The meeting prompted Democrats in the Legislature to hold an “intervention,” Garland said. But he continued to negotiate with McMahon’s office anyway.
Now, he’s positioned to be a key vote.
Garland doesn’t have to be the ninth and deciding vote to matter. His vote could give the aquarium the token of bipartisanship and support from an all-city district.
The legislator said he believes that McMahon will get the aquarium simply because he wants it. Put another way by Davis: “The county executive is used to ramming things down people’s throats.”
Where will that leave Garland?
“I don’t need a moral victory,” Garland said.
McMahon’s office has since made larger concessions. The county has proposed a $10 million grant program for market-rate and low-income housing and setting aside $3.7 million for lead abatement.
“He wants to be able to make that his crowning jewel,” LaSonde said of McMahon. “Well, we need something that’s not only sustainable but more than lip service.”

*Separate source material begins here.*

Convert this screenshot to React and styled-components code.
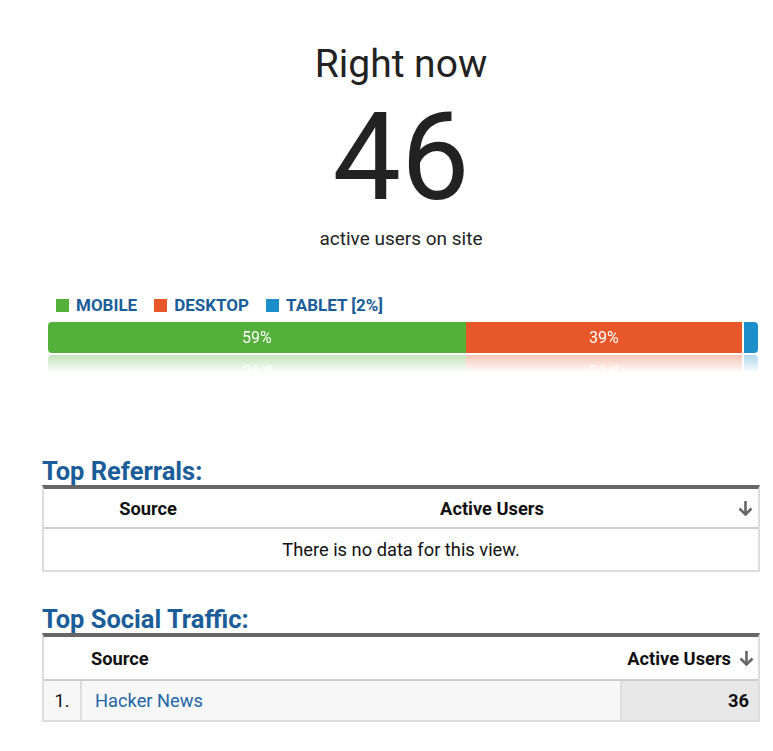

Those proposals are not enough to flip Garland’s vote, but they are a start, he said. He wants to see the commitments announced at a press conference and in writing, the difference between a promise and a guarantee in his mind.
Garland hasn’t decided how he’ll vote. He knows he’ll have to decide soon — likely by Wednesday — whether to let this opportunity pass.
“We’re a means to an end, like we always have been,” Garland said. “They’re always gonna have their own agenda. The only help we’re gonna get is the help we give ourselves.”